** start SUPPLIED MATERIAL **

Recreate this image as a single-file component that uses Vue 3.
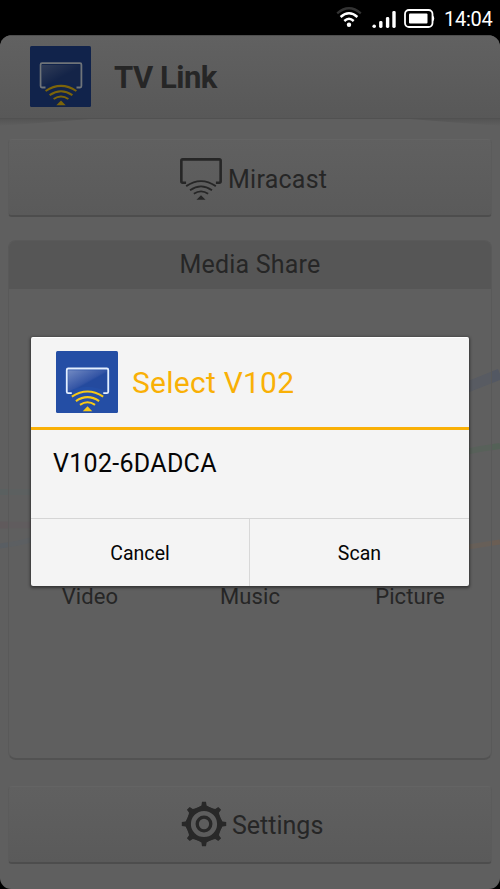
<script setup>
import { h } from 'vue'

const tiles = ['Video', 'Music', 'Picture']
const teeth = [0, 45, 90, 135, 180, 225, 270, 315]

const CastGlyph = (props) =>
  h('g', { fill: 'none', 'stroke-linejoin': 'round' }, [
    h('path', { d: 'M15.5 41.5H12Q10.6 41.5 10.6 40V18.7Q10.6 17.2 12 17.2H50Q51.4 17.2 51.4 18.7V40Q51.4 41.5 50 41.5H46.5', stroke: props.frame, 'stroke-width': props.frameWidth }),
    h('path', { d: 'M15.6 45Q31 34.7 46.4 45M19.6 49.2Q31 41.4 42.4 49.2M23.6 53Q31 47.9 38.4 53', stroke: props.wave, 'stroke-width': props.waveWidth }),
    h('path', { d: 'M31 54.4L35.7 59.2H26.3Z', fill: props.wave })
  ])
CastGlyph.props = ['frame', 'wave', 'frameWidth', 'waveWidth']
</script>

<template>
  <div class="phone">
    <div class="status">
      <svg class="wifi" width="26" height="22" viewBox="0 0 26 22" fill="none">
        <path d="M1.2 6.4Q13 -3.8 24.8 6.4" stroke="#333" stroke-width="2.3" />
        <path d="M4.6 10Q13 2.5 21.4 10M8.3 14Q13 9.7 17.7 14" stroke="#fff" stroke-width="2.4" />
        <circle cx="13" cy="17.8" r="2.2" fill="#fff" />
      </svg>
      <svg class="signal" width="25" height="18" viewBox="0 0 25 18" fill="#fff">
        <circle cx="2.2" cy="15.2" r="1.8" />
        <rect x="7.1" y="10" width="3.4" height="7" rx="1.4" />
        <rect x="13.9" y="6" width="3.4" height="11" rx="1.4" />
        <rect x="20.3" y="0" width="3.4" height="17" rx="1.4" />
      </svg>
      <svg class="battery" width="32" height="20" viewBox="0 0 32 20">
        <rect x="1" y="1" width="27.5" height="17" rx="4" fill="none" stroke="#fff" stroke-width="1.8" />
        <rect x="5" y="4.5" width="18.5" height="10" rx="1" fill="#fff" />
        <path d="M29 6.5Q31.5 9.5 29 12.5Z" fill="#fff" />
      </svg>
      <span class="clock">14:04</span>
    </div>

    <div class="app">
      <svg class="ribbons" width="500" height="853" viewBox="0 36 500 853" fill="none">
        <path d="M465 388L500 374" stroke="#535863" stroke-width="11" />
        <path d="M465 452L480 449L500 446" stroke="#546157" stroke-width="6" />
        <path d="M465 547.5L500 542" stroke="#6b5e54" stroke-width="5" />
        <path d="M0 492H35" stroke="#5a6060" stroke-width="6" />
        <path d="M0 525H35" stroke="#605a5c" stroke-width="7" />
        <path d="M0 546Q17 544 35 539" stroke="#595e63" stroke-width="5" />
      </svg>
      <header class="bar">
        <svg class="logo" width="61" height="61" viewBox="0 0 61 61">
          <defs><linearGradient id="dimglass" x2="1" y2="1"><stop stop-color="#303c57" /><stop offset=".55" stop-color="#142448" /></linearGradient></defs>
          <rect width="61" height="61" rx="1.5" fill="#11234b" />
          <path d="M12 19H50V40Q31 31 12 40Z" fill="url(#dimglass)" />
          <CastGlyph frame="#6f7479" wave="#7c640a" :frame-width="1.8" :wave-width="2.1" />
        </svg>
        <h1>TV Link</h1>
      </header>
      <svg class="curl" width="500" height="8" viewBox="0 0 500 8">
        <defs><linearGradient id="shade" x2="0" y2="1"><stop stop-color="#545454" /><stop offset="1" stop-color="#5f5f5f" /></linearGradient></defs>
        <path d="M0 0H90L0 7ZM500 0H410L500 7Z" fill="url(#shade)" />
      </svg>

      <main>
        <div class="button">
          <svg width="42" height="42" viewBox="9.5 15.8 43 43.6">
            <CastGlyph frame="#262626" wave="#262626" :frame-width="2.7" :wave-width="1.9" />
          </svg>
          <span class="miracast">Miracast</span>
        </div>
        <section class="share">
          <h2>Media Share</h2>
          <div class="tiles"><span v-for="t in tiles" :key="t">{{ t }}</span></div>
        </section>
        <div class="button settings">
          <svg width="46" height="46" viewBox="-23 -23 46 46" fill="none">
            <circle r="15.4" stroke="#282828" stroke-width="4.6" />
            <circle r="6.8" stroke="#282828" stroke-width="3.3" />
            <path v-for="a in teeth" :key="a" d="M-6.5 -16.2L-2.6 -18.5L-2 -22.2H2L2.6 -18.5L6.5 -16.2Z" fill="#282828" :transform="`rotate(${a})`" />
          </svg>
          <span class="settings-label">Settings</span>
        </div>
      </main>
    </div>

    <div class="dialog">
      <div class="title">
        <svg class="logo" width="62" height="62" viewBox="0 0 61 61">
          <defs><linearGradient id="glass" x2="1" y2="1"><stop stop-color="#7189c2" /><stop offset=".5" stop-color="#3455a5" /><stop offset=".55" stop-color="#244a9e" /></linearGradient></defs>
          <rect width="61" height="61" rx="1.5" fill="#244ea5" />
          <path d="M12 19H50V40Q31 31 12 40Z" fill="url(#glass)" />
          <CastGlyph frame="#e4efff" wave="#f6c916" :frame-width="1.8" :wave-width="2.1" />
        </svg>
        <span class="title-label">Select V102</span>
      </div>
      <div class="device"><span>V102-6DADCA</span></div>
      <div class="actions"><button>Cancel</button><button>Scan</button></div>
    </div>
  </div>
</template>

<style>
body { background: #000; }
</style>

<style scoped>
* { box-sizing: border-box; }
svg { display: block; flex: none; }
.phone { position: relative; width: 500px; height: 889px; overflow: hidden; background: #000; font-family: Roboto, sans-serif; color: #262626; }
.status { height: 35px; display: flex; align-items: flex-start; padding-left: 336px; color: #fff; }
.wifi { margin-top: 7px; }
.signal { margin: 11px 0 0 10px; }
.battery { margin: 9px 0 0 7px; }
.clock { margin: 8px 0 0 8px; font-size: 20px; line-height: 23px; letter-spacing: -0.25px; white-space: nowrap; }
.app { position: relative; height: 854px; border-radius: 12px 12px 11px 11px; background: #5f5f5f; overflow: hidden; }
.ribbons { position: absolute; left: 0; top: 1px; }
.bar { position: relative; height: 84px; padding: 10px 30px 0; display: flex; align-items: flex-start; gap: 23px; background: linear-gradient(#616161, #585858); border-top: 1px solid #4e4e4e; border-bottom: 1px solid #515151; }
h1 { margin: 13px 0 0; font-size: 31px; line-height: 38px; font-weight: 700; letter-spacing: -0.5px; }
.curl { margin-bottom: -8px; }
main { position: relative; padding: 20px 8px 0; }
.button { height: 78px; display: flex; padding: 18px 0 0 171px; border: 1px solid #5b5b5b; border-top-color: #646464; border-bottom: 2px solid #4d4d4d; border-radius: 4px; background: linear-gradient(#606060, #5a5a5a); font-size: 25px; line-height: 30px; }
.miracast { margin: 7px 0 0 6px; letter-spacing: 0.25px; }
.share { height: 520px; margin-top: 23px; border-radius: 8px; border: 1px solid #595959; border-bottom: 2px solid #525252; overflow: hidden; background: rgba(98, 98, 98, 0.35); }
h2 { margin: 0; height: 48px; padding-top: 9px; text-align: center; font-size: 25px; line-height: 30px; font-weight: 400; letter-spacing: 0.2px; background: #565656; }
.tiles { display: grid; grid-template-columns: repeat(3, 160px); justify-content: center; padding-top: 294px; text-align: center; font-size: 22px; line-height: 28px; letter-spacing: 0.1px; }
.settings { margin-top: 26px; padding: 14px 0 0 172px; }
.settings-label { margin: 10px 0 0 5px; letter-spacing: 0; }
.dialog { position: absolute; left: 31px; top: 337px; width: 438px; height: 249px; display: flex; flex-direction: column; background: #f4f4f4; border-radius: 2px; border-top: 1px solid #fff; box-shadow: 0 1px 3px 1px rgba(0, 0, 0, 0.45); }
.title { height: 92px; display: flex; padding: 13px 24px 0 25px; gap: 14px; border-bottom: 3px solid #f9b006; color: #f9b006; font-size: 30px; line-height: 38px; }
.title-label { margin-top: 13px; letter-spacing: 0.25px; }
.device { height: 89px; padding: 18px 22px; border-bottom: 1px solid #d5d5d5; color: #050505; font-size: 25px; line-height: 32px; letter-spacing: 0.3px; }
.actions { flex: 1; display: grid; grid-template-columns: 219px 1fr; }
button { border: 0; background: none; font: 400 19.5px/24px Roboto, sans-serif; letter-spacing: 0.05px; color: #050505; padding: 2px 0 0; }
button:first-child { border-right: 1px solid #d8d8d8; }
</style>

** end SUPPLIED MATERIAL **

* **AIM OF THE EXERCISE**:
Reproduce exactly the run of lines that opens the listing and closes with the line holding "const teeth = [0, 45, 90, 135, 180, 225, 270, 315]". Pictures are excluded.

* **ANSWER FOR THIS EXERCISE**:
Recreate this image as a single-file component that uses Vue 3.
<script setup>
import { h } from 'vue'

const tiles = ['Video', 'Music', 'Picture']
const teeth = [0, 45, 90, 135, 180, 225, 270, 315]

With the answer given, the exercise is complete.